Supplied information:

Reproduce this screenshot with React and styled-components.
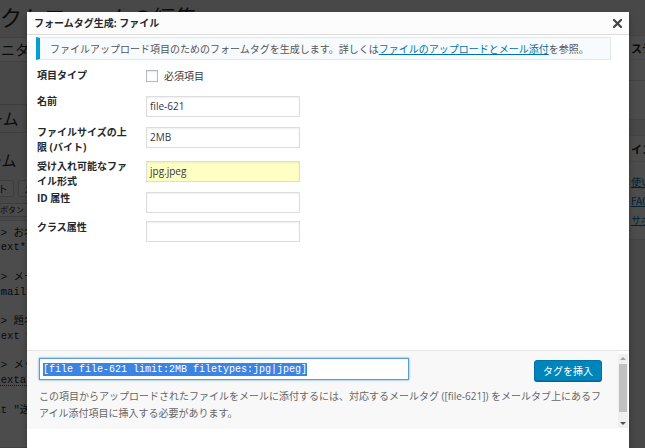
import React from "react";
import styled, { createGlobalStyle } from "styled-components";

const GlobalStyle = createGlobalStyle`
  html, body { margin: 0; padding: 0; background: #f1f1f1; }
  body { font-family: "Open Sans", "Noto Sans CJK JP", sans-serif; }
  * { box-sizing: border-box; }
`;

/* ---------- background admin page ---------- */
const Screen = styled.div`
  position: relative;
  width: 645px;
  height: 448px;
  overflow: hidden;
  background: #f1f1f1;
`;

const Admin = styled.div`
  display: flex;
  height: 100%;
  color: #23282d;
  font-family: "Noto Sans CJK JP", sans-serif;
`;

const MainCol = styled.div`
  flex: 1;
  min-width: 0;
  display: flex;
  flex-direction: column;
`;

const BgTitle = styled.h1`
  margin: 5px 0 0 -66px;
  font-size: 22px;
  line-height: 22px;
  font-weight: 400;
  white-space: nowrap;
`;

const TitleField = styled.div`
  margin: 10px 0 0 -20px;
  height: 25px;
  width: 560px;
  background: #fff;
  border: 1px solid #ddd;
  font-size: 14px;
  line-height: 23px;
  padding-left: 6px;
  white-space: nowrap;
`;

const TabRow = styled.div`
  margin-top: 43px;
  height: 28px;
  border-bottom: 1px solid #ccc;
  display: flex;
  align-items: flex-end;
`;

const Tab = styled.div`
  margin-left: ${(p) => p.$shift}px;
  height: 28px;
  padding: 0 7px 0 4px;
  border: 1px solid #ccc;
  border-bottom: none;
  background: ${(p) => (p.$active ? "#f1f1f1" : "#e4e4e4")};
  font-size: 16px;
  line-height: 26px;
  white-space: nowrap;
`;

const SectionHeading = styled.h2`
  margin: 18px 0 0 -43px;
  font-size: 15px;
  line-height: 18px;
  font-weight: 400;
  white-space: nowrap;
`;

const QuickRow = styled.div`
  margin-top: ${(p) => p.$mt}px;
  display: flex;
  gap: 4px;
  margin-left: ${(p) => p.$shift}px;
`;

const QuickBtn = styled.div`
  height: ${(p) => p.$h}px;
  padding: 0 5px;
  border: 1px solid #ccc;
  border-radius: 2px;
  background: #f7f7f7;
  font-size: ${(p) => p.$fs}px;
  line-height: ${(p) => p.$h - 2}px;
  white-space: nowrap;
`;

const CodeArea = styled.div`
  margin: 3px 0 0 -60px;
  padding: 4.6px 0 0 22px;
  background: #fff;
  border: 1px solid #ddd;
  flex: 1;
  font-family: "Liberation Mono", "Noto Sans CJK JP", monospace;
  font-size: 10.5px;
  line-height: 14.75px;
  white-space: pre;
`;

const Squiggle = styled.span`
  text-decoration: underline dotted #d00;
  text-underline-offset: 2px;
`;

const SideCol = styled.div`
  flex: none;
  width: 40px;
  padding-top: 35px;
  overflow: hidden;
`;

const SideBox = styled.div`
  margin-top: ${(p) => p.$mt}px;
  width: 280px;
  background: #fff;
  border: 1px solid #e5e5e5;
`;

const SideHead = styled.div`
  height: ${(p) => p.$h}px;
  line-height: ${(p) => p.$h}px;
  padding-left: 25px;
  font-size: 11px;
  font-weight: 700;
  border-bottom: 1px solid #eee;
  white-space: nowrap;
`;

const SideRow = styled.div`
  height: ${(p) => p.$h}px;
  border-bottom: ${(p) => (p.$line ? "1px solid #ddd" : "none")};
`;

const SideLinks = styled.div`
  padding: 10px 0 10px 25px;
  display: flex;
  flex-direction: column;
`;

const SideLink = styled.a`
  font-size: 10px;
  line-height: 19px;
  color: #0073aa;
  text-decoration: underline;
  white-space: nowrap;
`;

const Overlay = styled.div`
  position: absolute;
  inset: 0;
  background: rgba(0, 0, 0, 0.7);
`;

/* ---------- modal ---------- */
const Modal = styled.div`
  position: absolute;
  left: 27px;
  top: 12px;
  width: 602px;
  height: 460px;
  background: #fff;
  box-shadow: 0 3px 6px rgba(0, 0, 0, 0.3);
  display: flex;
  flex-direction: column;
  font-family: "Open Sans", "Noto Sans CJK JP", sans-serif;
  color: #23282d;
`;

const Header = styled.div`
  flex: none;
  height: 23px;
  display: flex;
  align-items: center;
  justify-content: space-between;
  padding: 0 7px;
  background: #fcfcfc;
  border-bottom: 1px solid #ddd;
`;

const Title = styled.div`
  font-size: 10px;
  font-weight: 700;
  line-height: 14px;
  color: #23282d;
`;

const CloseBtn = styled.div`
  width: 9px;
  height: 9px;
  display: flex;
  svg { display: block; }
`;

const Body = styled.div`
  flex: 1;
  padding: 2px 18px 0 9px;
  display: flex;
  flex-direction: column;
`;

const Notice = styled.div`
  height: 23px;
  display: flex;
  align-items: center;
  padding-left: 10px;
  background: #f7fbfd;
  border: 1px solid #e1e8ec;
  border-left: 4px solid #00a0d2;
  font-size: 10px;
  color: #555;
  white-space: nowrap;
`;

const Link = styled.a`
  color: #0073aa;
  text-decoration: underline;
`;

const FormTable = styled.div`
  margin-top: 8px;
  padding-left: 1px;
  display: flex;
  flex-direction: column;
`;

const Row = styled.div`
  height: ${(p) => p.$h}px;
  display: grid;
  grid-template-columns: 109px 154px;
  align-items: start;
`;

const Label = styled.div`
  max-width: 95px;
  padding-top: ${(p) => p.$pt}px;
  font-size: 10px;
  font-weight: 700;
  line-height: 15px;
  color: #23282d;
`;

const Field = styled.div`
  margin-top: 4px;
  height: 21px;
  width: 154px;
  border: 1px solid #ddd;
  box-shadow: inset 0 1px 2px rgba(0, 0, 0, 0.07);
  background: ${(p) => (p.$hl ? "#ffffc4" : "#fff")};
  font-size: 10px;
  line-height: 19px;
  padding: 0 3px;
  color: #32373c;
`;

const CheckLine = styled.label`
  display: flex;
  align-items: center;
  gap: 6px;
  margin-top: 1px;
  font-size: 10px;
  line-height: 14px;
  color: #32373c;
`;

const Check = styled.span`
  width: 12px;
  height: 12px;
  border: 1px solid #b4b9be;
  background: #fff;
  box-shadow: inset 0 1px 2px rgba(0, 0, 0, 0.1);
`;

const InsertBox = styled.div`
  flex: none;
  height: 79px;
  display: flex;
  border-top: 1px solid #e5e5e5;
`;

const InsertMain = styled.div`
  flex: 1;
  background: #f8f8f8;
  padding: 7px 16px 0 12px;
  display: flex;
  flex-direction: column;
`;

const TopLine = styled.div`
  display: flex;
  justify-content: space-between;
  align-items: flex-start;
`;

const TagField = styled.div`
  width: 370px;
  height: 22px;
  background: #fff;
  border: 1px solid #5b9dd9;
  box-shadow: 0 0 2px rgba(30, 140, 190, 0.8);
  display: flex;
  align-items: center;
  padding-left: 3px;
`;

const Selected = styled.span`
  background: #3b84e3;
  color: #fff;
  font-family: "Liberation Mono", monospace;
  font-size: 10px;
  line-height: 13px;
  white-space: pre;
`;

const InsertButton = styled.button`
  margin-top: 2px;
  height: 21px;
  padding: 0 8px;
  background: #0085ba;
  border: 1px solid #0073aa;
  border-radius: 3px;
  box-shadow: 0 1px 0 #006799;
  color: #fff;
  font-family: "Noto Sans CJK JP", sans-serif;
  font-size: 10px;
  line-height: 19px;
`;

const Desc = styled.p`
  margin: 7px 0 0;
  font-size: 10px;
  line-height: 16.5px;
  color: #666;
  white-space: nowrap;
`;

const ScrollBar = styled.div`
  flex: none;
  width: 10px;
  margin: 3px 1px 1px 0;
  background: #f0f0f0;
  display: flex;
  flex-direction: column;
  align-items: center;
`;

const Arrow = styled.div`
  height: 9px;
  display: flex;
  align-items: center;
  justify-content: center;
  &::after {
    content: "";
    border-left: 3px solid transparent;
    border-right: 3px solid transparent;
    ${(p) =>
      p.$up
        ? "border-bottom: 3px solid #a3a3a3;"
        : "border-top: 3px solid #505050;"}
  }
`;

const Thumb = styled.div`
  width: 8px;
  height: 48px;
  margin-top: 1px;
  background: #c1c1c1;
`;

const Spacer = styled.div`
  flex: 1;
`;

const Footer = styled.div`
  flex: none;
  height: 43px;
`;

export default function App() {
  return (
    <>
      <GlobalStyle />
      <Screen>
        <Admin>
          <MainCol>
            <BgTitle>コンタクトフォームの編集</BgTitle>
            <TitleField>モニター応募フォーム</TitleField>
            <TabRow>
              <Tab $shift={-50} $active>フォーム</Tab>
              <Tab $shift={0}>メール</Tab>
            </TabRow>
            <SectionHeading>フォーム</SectionHeading>
            <QuickRow $mt={11} $shift={-38}>
              <QuickBtn $h={17} $fs={10}>テキスト</QuickBtn>
              <QuickBtn $h={17} $fs={10}>メールアドレス</QuickBtn>
            </QuickRow>
            <QuickRow $mt={6} $shift={-22}>
              <QuickBtn $h={14} $fs={8}>送信ボタン</QuickBtn>
            </QuickRow>
            <CodeArea>
              {"<label> お名前 (必須)\n    [text* your-name] </label>\n\n<label> メールアドレス (必須)\n    [email* your-email] </label>\n\n<label> 題名\n    [text your-subject] </label>\n\n<label> メッセージ本文\n    [t"}
              <Squiggle>extarea</Squiggle>
              {" your-message] </label>\n\n[submit \"送信\"]"}
            </CodeArea>
          </MainCol>
          <SideCol>
            <SideBox $mt={0}>
              <SideHead $h={24}>ステータス</SideHead>
              <SideRow $h={21} $line />
              <SideRow $h={38} />
            </SideBox>
            <SideBox $mt={15}>
              <SideHead $h={26}>インフォメーション</SideHead>
              <SideLinks>
                <SideLink>使い方</SideLink>
                <SideLink>FAQ</SideLink>
                <SideLink>サポート</SideLink>
              </SideLinks>
            </SideBox>
          </SideCol>
        </Admin>
        <Overlay />
        <Modal>
          <Header>
            <Title>フォームタグ生成: ファイル</Title>
            <CloseBtn>
              <svg width="9" height="9" viewBox="0 0 9 9">
                <path d="M1 1 L8 8 M8 1 L1 8" stroke="#444" strokeWidth="2.2" strokeLinecap="square" />
              </svg>
            </CloseBtn>
          </Header>
          <Body>
            <Notice>
              ファイルアップロード項目のためのフォームタグを生成します。詳しくは
              <Link>ファイルのアップロードとメール添付</Link>を参照。
            </Notice>
            <FormTable>
              <Row $h={24}>
                <Label $pt={0}>項目タイプ</Label>
                <CheckLine>
                  <Check />
                  必須項目
                </CheckLine>
              </Row>
              <Row $h={31}>
                <Label $pt={2}>名前</Label>
                <Field>file-621</Field>
              </Row>
              <Row $h={34}>
                <Label $pt={2}>ファイルサイズの上限 (バイト)</Label>
                <Field>2MB</Field>
              </Row>
              <Row $h={31}>
                <Label $pt={2}>受け入れ可能なファイル形式</Label>
                <Field $hl>jpg.jpeg</Field>
              </Row>
              <Row $h={29}>
                <Label $pt={3}>ID 属性</Label>
                <Field />
              </Row>
              <Row $h={29}>
                <Label $pt={3}>クラス属性</Label>
                <Field />
              </Row>
            </FormTable>
          </Body>
          <InsertBox>
            <InsertMain>
              <TopLine>
                <TagField>
                  <Selected>[file file-621 limit:2MB filetypes:jpg|jpeg]</Selected>
                </TagField>
                <InsertButton>タグを挿入</InsertButton>
              </TopLine>
              <Desc>
                この項目からアップロードされたファイルをメールに添付するには、対応するメールタグ ([file-621]) をメールタブ上にあるフ
                <br />
                アイル添付項目に挿入する必要があります。
              </Desc>
            </InsertMain>
            <ScrollBar>
              <Arrow $up />
              <Thumb />
              <Spacer />
              <Arrow />
            </ScrollBar>
          </InsertBox>
          <Footer />
        </Modal>
      </Screen>
    </>
  );
}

Exercise directions: Using the listing above, show every line that includes the string "components".

Result for this exercise:
Reproduce this screenshot with React and styled-components.
import styled, { createGlobalStyle } from "styled-components";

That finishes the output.